■ What you are asked to do ■
Find how many lines of the listing include the string "screenshot", and report only that figure.

(Pages as source code)
•••

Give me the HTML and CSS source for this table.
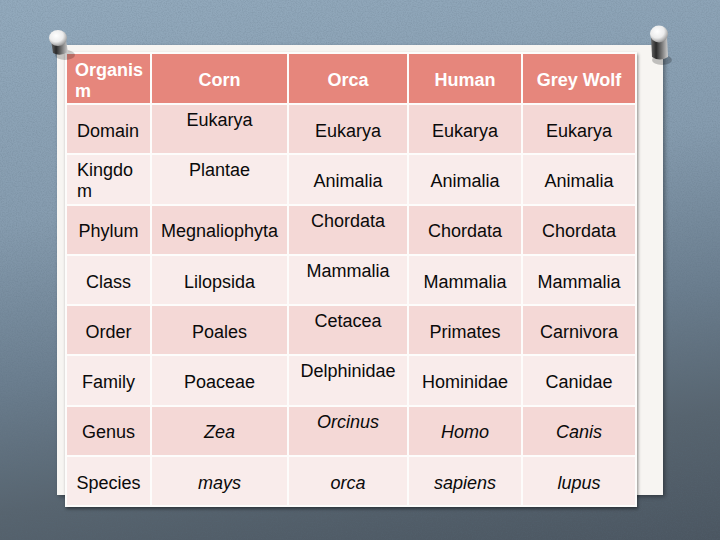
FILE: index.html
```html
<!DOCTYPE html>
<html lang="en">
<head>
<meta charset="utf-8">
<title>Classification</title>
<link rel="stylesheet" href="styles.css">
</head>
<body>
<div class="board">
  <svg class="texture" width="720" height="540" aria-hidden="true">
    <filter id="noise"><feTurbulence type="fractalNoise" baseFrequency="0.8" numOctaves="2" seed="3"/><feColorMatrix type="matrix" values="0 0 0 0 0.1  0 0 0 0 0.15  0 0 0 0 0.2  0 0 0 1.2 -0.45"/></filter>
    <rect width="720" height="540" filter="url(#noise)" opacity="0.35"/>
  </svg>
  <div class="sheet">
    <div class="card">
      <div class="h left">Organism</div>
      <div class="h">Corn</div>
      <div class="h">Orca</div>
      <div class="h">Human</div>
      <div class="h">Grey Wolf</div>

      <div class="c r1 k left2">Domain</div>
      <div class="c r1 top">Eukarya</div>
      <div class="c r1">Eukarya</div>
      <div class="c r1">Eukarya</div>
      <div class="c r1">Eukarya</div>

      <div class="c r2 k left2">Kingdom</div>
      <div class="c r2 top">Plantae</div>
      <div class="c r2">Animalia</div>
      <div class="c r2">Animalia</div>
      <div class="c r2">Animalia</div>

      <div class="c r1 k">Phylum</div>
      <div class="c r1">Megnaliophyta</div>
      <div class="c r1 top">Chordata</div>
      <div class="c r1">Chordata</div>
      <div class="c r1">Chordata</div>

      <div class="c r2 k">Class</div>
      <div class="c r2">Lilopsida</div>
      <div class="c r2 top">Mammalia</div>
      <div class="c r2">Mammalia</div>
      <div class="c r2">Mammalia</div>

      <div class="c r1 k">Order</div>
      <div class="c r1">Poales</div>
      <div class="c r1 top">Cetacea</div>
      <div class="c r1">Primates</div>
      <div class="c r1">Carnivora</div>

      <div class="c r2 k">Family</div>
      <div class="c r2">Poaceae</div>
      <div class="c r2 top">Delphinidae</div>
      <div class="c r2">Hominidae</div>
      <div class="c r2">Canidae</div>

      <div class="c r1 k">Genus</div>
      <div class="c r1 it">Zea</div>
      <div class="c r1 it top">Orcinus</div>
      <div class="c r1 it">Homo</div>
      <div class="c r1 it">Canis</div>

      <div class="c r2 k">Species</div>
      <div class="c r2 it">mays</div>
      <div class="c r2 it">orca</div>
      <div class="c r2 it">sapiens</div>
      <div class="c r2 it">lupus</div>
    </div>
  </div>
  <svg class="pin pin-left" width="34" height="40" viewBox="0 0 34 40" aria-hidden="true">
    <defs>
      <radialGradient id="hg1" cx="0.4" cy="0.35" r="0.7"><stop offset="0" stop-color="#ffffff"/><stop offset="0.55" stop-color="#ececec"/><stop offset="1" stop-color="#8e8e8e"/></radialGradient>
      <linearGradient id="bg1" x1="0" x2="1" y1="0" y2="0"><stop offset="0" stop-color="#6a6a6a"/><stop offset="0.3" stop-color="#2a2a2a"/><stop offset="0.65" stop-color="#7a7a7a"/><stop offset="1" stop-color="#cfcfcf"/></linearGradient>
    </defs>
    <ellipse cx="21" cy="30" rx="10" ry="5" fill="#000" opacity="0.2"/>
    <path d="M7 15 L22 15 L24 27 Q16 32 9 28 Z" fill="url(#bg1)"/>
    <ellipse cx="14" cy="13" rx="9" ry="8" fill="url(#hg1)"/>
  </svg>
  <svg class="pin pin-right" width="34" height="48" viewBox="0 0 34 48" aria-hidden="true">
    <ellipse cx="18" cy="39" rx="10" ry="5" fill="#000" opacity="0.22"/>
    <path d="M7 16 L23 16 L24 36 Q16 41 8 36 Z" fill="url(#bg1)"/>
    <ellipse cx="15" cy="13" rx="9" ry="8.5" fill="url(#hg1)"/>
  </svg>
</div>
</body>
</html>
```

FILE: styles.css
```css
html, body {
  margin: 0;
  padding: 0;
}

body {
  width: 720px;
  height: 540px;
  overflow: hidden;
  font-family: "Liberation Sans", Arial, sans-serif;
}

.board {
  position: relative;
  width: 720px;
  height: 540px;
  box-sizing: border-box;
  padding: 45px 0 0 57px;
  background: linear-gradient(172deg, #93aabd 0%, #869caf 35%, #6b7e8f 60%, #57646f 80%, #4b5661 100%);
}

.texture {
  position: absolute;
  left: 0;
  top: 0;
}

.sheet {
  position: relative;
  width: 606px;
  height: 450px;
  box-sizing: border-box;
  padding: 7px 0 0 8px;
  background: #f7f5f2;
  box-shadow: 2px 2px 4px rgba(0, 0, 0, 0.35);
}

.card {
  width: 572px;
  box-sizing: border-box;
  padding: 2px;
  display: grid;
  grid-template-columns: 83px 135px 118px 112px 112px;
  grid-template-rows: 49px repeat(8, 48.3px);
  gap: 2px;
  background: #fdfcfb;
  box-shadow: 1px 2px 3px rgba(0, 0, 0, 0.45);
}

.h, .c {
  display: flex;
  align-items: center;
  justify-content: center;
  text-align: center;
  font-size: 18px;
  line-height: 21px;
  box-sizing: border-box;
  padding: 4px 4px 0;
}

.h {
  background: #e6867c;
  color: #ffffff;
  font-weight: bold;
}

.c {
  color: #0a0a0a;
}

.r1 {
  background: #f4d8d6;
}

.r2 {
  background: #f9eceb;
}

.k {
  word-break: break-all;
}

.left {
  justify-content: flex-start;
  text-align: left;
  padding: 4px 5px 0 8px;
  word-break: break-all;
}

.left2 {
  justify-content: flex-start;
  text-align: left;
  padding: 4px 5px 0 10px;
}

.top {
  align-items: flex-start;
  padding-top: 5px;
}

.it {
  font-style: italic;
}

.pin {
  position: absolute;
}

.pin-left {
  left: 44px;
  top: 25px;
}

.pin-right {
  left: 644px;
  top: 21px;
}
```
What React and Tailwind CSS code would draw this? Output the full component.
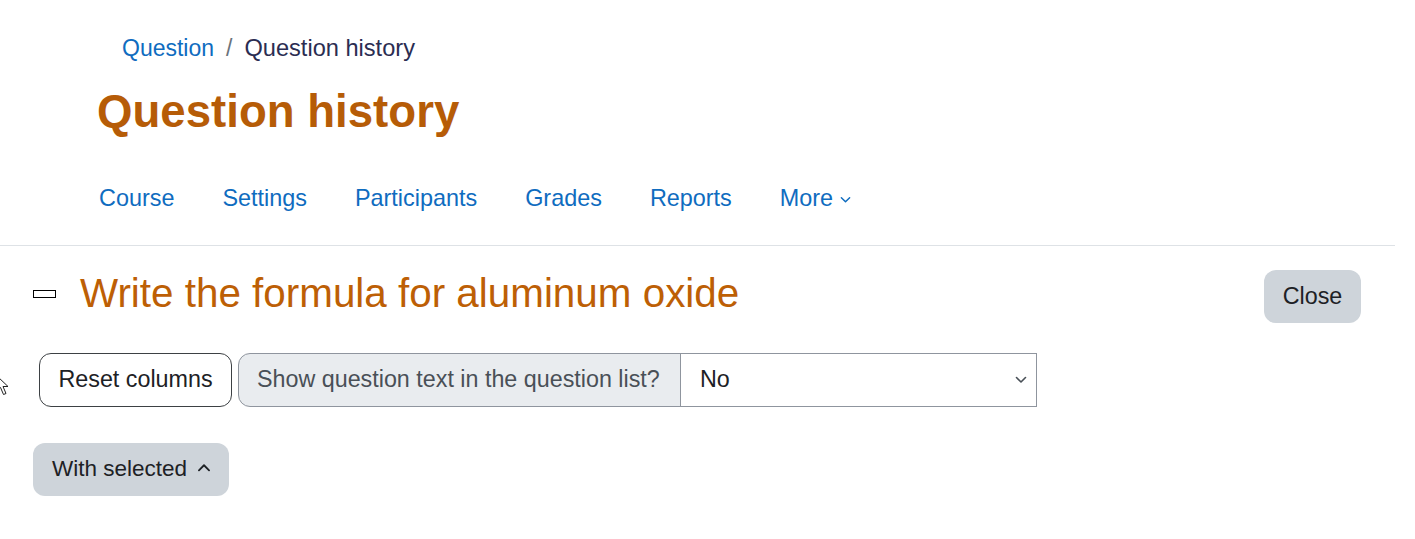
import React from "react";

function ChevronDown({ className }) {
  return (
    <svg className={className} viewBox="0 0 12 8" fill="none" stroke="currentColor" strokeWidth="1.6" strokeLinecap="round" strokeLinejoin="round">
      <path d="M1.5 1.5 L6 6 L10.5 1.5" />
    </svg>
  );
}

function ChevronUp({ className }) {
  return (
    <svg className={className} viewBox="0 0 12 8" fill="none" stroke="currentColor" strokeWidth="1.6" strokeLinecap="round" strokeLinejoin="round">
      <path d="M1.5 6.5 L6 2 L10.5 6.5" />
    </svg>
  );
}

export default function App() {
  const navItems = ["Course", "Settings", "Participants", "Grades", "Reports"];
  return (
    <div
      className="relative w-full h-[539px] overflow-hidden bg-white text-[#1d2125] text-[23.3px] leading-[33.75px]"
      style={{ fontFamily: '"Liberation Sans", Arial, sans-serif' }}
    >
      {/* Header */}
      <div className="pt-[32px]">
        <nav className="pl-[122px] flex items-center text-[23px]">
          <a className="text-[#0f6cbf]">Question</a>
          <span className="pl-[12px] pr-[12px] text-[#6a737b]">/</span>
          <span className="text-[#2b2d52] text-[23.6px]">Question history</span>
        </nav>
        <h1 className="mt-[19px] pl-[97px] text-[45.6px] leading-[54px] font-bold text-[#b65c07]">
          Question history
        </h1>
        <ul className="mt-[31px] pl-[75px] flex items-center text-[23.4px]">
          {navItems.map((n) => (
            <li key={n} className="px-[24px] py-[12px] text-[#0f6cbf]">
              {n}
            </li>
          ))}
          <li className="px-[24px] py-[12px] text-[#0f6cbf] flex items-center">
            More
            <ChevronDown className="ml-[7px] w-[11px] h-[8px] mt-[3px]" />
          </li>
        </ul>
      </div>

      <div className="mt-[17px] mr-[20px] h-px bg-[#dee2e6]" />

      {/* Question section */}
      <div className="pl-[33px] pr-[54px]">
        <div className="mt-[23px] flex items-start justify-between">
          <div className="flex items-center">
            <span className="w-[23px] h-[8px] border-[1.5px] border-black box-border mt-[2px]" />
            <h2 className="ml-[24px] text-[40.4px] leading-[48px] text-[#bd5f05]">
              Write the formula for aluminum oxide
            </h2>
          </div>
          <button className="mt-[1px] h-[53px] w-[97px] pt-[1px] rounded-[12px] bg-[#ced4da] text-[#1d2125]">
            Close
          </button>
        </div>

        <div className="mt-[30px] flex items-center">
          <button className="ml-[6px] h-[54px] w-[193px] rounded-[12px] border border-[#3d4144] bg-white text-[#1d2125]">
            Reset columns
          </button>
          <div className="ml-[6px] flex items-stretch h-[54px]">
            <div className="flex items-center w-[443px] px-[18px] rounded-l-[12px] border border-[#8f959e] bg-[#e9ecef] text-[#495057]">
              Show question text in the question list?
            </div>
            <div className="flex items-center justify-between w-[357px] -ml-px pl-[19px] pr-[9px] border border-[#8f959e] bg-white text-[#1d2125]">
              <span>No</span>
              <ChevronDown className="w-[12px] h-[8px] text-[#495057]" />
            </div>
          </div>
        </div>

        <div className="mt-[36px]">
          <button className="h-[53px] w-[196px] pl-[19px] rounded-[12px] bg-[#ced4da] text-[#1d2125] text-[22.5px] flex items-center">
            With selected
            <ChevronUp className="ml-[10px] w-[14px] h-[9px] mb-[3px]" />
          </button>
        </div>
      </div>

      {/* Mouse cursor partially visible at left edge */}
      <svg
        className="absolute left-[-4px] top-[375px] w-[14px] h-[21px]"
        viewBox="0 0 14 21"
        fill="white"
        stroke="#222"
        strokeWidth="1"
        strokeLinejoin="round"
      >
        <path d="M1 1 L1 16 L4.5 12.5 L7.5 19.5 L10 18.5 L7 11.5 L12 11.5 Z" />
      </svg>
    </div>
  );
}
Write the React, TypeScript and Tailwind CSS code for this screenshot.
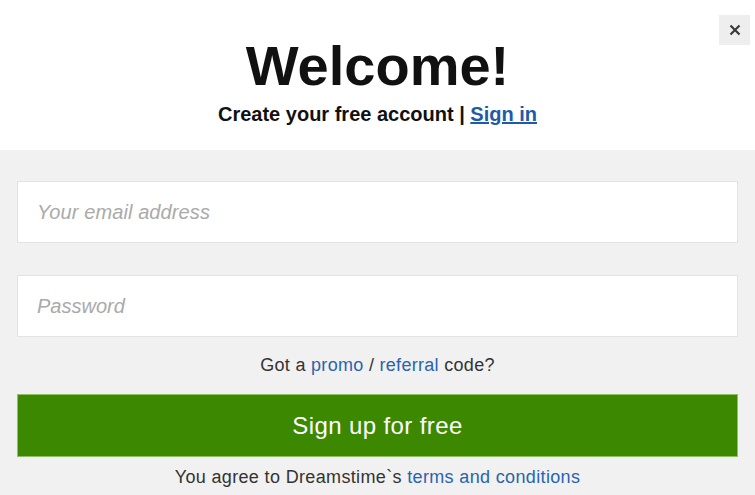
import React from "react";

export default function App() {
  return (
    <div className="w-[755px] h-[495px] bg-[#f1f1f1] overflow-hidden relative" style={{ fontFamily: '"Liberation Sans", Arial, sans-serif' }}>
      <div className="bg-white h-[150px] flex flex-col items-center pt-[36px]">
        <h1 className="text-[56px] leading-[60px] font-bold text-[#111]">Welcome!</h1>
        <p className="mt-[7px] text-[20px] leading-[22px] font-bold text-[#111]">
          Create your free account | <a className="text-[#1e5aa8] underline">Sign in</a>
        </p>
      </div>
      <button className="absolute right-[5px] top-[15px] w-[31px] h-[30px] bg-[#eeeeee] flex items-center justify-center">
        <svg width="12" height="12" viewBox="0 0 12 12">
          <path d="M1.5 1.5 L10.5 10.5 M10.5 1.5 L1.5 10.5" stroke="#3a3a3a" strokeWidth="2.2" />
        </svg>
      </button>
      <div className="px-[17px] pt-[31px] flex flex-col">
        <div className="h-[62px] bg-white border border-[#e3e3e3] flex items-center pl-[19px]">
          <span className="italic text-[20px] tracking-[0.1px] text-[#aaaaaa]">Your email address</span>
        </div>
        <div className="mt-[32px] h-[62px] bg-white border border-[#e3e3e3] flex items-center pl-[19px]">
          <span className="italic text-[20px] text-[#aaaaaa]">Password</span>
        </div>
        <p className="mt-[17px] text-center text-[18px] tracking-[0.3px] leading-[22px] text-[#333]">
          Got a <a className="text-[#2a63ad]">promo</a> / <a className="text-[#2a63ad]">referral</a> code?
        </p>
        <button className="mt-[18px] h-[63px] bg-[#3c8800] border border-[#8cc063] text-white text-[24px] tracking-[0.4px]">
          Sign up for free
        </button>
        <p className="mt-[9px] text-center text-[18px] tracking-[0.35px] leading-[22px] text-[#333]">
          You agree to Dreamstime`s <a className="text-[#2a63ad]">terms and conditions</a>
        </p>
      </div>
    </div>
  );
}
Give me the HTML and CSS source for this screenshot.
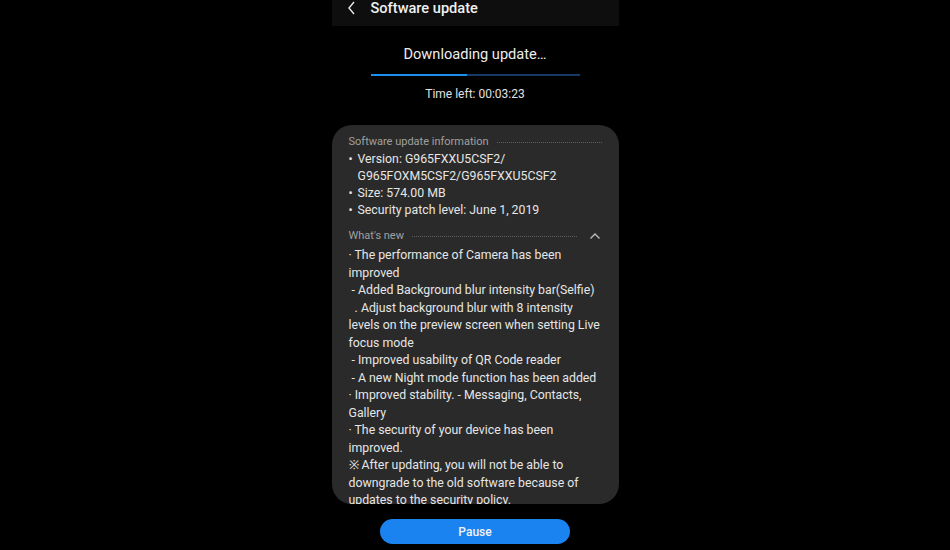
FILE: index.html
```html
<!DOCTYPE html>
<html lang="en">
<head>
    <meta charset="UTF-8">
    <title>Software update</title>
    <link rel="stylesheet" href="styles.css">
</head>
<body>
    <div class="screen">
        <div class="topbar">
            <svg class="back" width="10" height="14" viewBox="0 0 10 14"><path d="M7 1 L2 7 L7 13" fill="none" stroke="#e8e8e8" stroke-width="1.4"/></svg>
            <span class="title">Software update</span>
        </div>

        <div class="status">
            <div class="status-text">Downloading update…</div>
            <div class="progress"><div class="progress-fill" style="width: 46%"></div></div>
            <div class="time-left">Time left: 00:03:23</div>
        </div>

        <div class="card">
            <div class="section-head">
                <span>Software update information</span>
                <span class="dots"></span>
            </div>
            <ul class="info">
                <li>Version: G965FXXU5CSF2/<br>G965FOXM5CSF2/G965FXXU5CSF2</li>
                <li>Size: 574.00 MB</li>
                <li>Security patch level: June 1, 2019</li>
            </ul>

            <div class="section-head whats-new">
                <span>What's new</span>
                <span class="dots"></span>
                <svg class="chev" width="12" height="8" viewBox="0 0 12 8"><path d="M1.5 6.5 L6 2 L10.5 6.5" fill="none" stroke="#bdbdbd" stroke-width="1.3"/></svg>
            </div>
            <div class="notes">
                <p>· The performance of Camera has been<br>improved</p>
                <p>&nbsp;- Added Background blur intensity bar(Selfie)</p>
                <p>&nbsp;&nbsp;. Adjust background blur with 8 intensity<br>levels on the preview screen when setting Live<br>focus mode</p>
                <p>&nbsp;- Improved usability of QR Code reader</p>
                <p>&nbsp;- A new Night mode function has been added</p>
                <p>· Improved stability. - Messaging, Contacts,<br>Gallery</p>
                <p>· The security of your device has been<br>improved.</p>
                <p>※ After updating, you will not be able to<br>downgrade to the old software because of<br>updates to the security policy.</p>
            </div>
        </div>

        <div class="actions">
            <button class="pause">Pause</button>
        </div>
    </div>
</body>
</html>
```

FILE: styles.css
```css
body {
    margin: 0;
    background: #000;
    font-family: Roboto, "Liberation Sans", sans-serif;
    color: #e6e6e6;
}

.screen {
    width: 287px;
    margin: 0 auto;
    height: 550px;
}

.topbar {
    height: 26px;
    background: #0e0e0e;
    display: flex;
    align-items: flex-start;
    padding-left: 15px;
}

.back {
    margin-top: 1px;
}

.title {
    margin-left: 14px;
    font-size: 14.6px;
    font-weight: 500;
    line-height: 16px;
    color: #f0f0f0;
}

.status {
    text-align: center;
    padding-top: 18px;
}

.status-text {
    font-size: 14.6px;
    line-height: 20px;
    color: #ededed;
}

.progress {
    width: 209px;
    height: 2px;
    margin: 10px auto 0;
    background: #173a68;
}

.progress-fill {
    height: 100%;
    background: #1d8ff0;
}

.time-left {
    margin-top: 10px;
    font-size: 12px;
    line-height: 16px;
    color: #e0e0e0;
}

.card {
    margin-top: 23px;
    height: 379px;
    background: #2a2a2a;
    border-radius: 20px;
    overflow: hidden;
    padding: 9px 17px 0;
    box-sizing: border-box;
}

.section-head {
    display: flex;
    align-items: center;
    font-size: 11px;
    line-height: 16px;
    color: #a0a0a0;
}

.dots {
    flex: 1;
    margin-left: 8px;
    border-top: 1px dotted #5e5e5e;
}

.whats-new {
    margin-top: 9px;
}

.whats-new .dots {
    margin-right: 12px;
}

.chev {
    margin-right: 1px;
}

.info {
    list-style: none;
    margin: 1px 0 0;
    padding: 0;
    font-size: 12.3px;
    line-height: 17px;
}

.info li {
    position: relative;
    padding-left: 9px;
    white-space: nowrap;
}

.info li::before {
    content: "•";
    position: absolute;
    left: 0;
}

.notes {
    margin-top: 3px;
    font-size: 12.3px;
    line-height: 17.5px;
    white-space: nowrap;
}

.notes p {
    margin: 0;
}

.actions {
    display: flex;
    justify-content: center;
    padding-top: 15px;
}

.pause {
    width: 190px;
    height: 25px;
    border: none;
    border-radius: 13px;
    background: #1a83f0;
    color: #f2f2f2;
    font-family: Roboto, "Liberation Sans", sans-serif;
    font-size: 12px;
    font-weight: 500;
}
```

•••

■ The completed task ■
2